Do not be afraid to move away from traditional themes for your wall and office furniture colors, even if you are a traditional type of business. Bold and unusual colors have been successful for many companies. The important thing for any business to remember is that the décor of an office, including the color palette, should be an extension of the company and its brand.

Cubicles walls

Height: Privacy is considered an important concern when determining how employees will work. That is why many employers seek cubicle set ups with high walls. However, this can create a claustrophobic feel for employees and reduce communication between staff members. Generally, the smaller the cubicle space you have, the shorter the partition you can use.

Cubicle walls should be high enough to give employees a sense of privacy without closing them off entirely from co-workers. A wide doorway, for example, can compensate for floor-to-ceiling walls that would otherwise make the employee feel as if he is working in a confined space. Also, consider how often employees must collaborate on projects. If they work together in a team environment, a bullpen cubicle style might be more efficient.

Materials and colors: You do not want your employees to feel constricted. The smaller the cubicle, the lighter color of the walls should be to create a sense of additional space. You should also consider the weight of the material used for your cubicles. Lighter materials will be easier to move if you plan to frequently reorganize and redecorate.

Panel vs. freestanding: The last thing to consider is whether you want to use panel cubicle walls or a freestanding system. Panel systems are more flexible and versatile with plenty of options such as internal power sources and desk configuration. Freestanding systems are far more portable and take less time to install.

Panel VS Freestanding Cubicle

When choosing cubicle walls, also think about the shape of your office area, the number of cubicles you will need, and the type of work your employees do. If you are unsure what to purchase, it is best to choose the most flexible options since you can always reconfigure later.

The dangers of glass cubicles

One trend that has come and gone in the office is the glass cubicle. The glass cubicle can compromise the productivity of your workers. Opt instead for a traditional design that gives employees privacy, as well as other benefits.
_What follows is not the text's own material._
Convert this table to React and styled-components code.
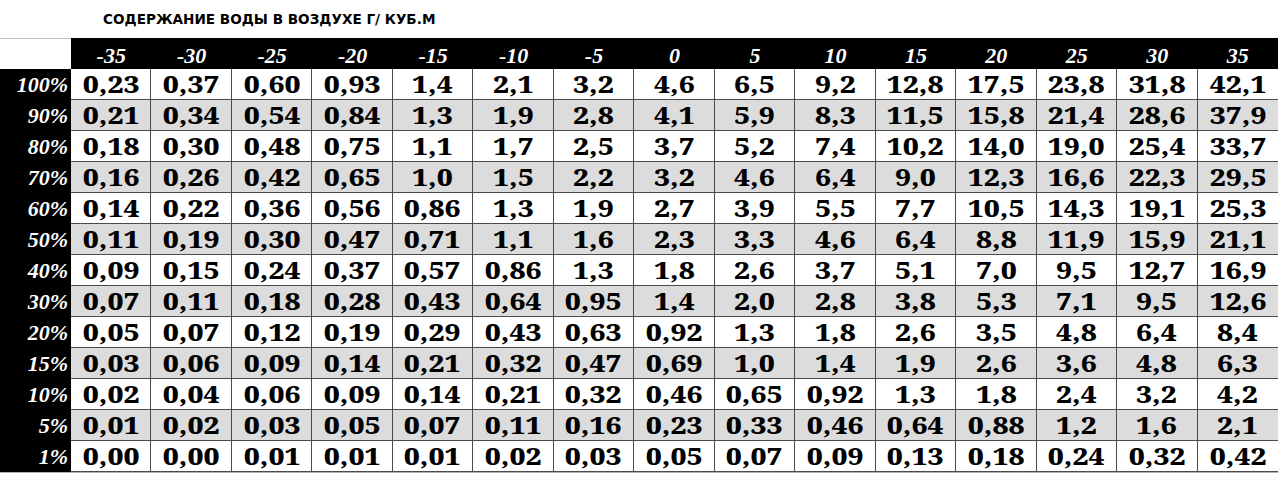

The drawbacks of glass: Glass walls eliminate privacy. While at first you may think that this is an advantage, as it keeps your worker accountable for his or her actions, in fact the lack of privacy is a real danger. Glass walls increase the worker's feelings of vulnerability. No conversation within the cubicle can go unnoticed. If your employees are never allowed personal moments at the desk or private conversations, anxieties and workplace dissatisfaction can increase and motivation decline.

The "bird factor": The "bird factor" is the phenomenon of people slamming into the glass cubicle or conference walls. These incidents are not only embarrassing, they can be physically damaging, too. The individual may actually get hurt and need to take time off work, decreasing office productivity.

Lighting issues: Sunlight streams in from office windows and shines right through the cubicle walls, which can be blinding on sunny days. In addition to eye strain, too much glare can make computer screens hard to read. The sunshine also may heat up the temperature in the cubicle. A too-warm office may make your employees tired and sluggish, and slow down their performance.

The traditional cubicle has many advantages over the glass model. Beyond safety and privacy, another benefit of the bulletin board-like panels is that workers can hang hooks and shelving on them, for extra storage. Employees can store training manuals on the shelves and pin memos and photographs on the walls for easy reference and a way to express their personalities.

Given the proximity between cubicles (of either style), encourage workers to keep their voices down at their desks to decrease distractions to other people in the office. No matter what style you choose, shop around to get the best price for quality furniture before you make your purchase. Or compare prices that others paid to get an idea of how much you could pay.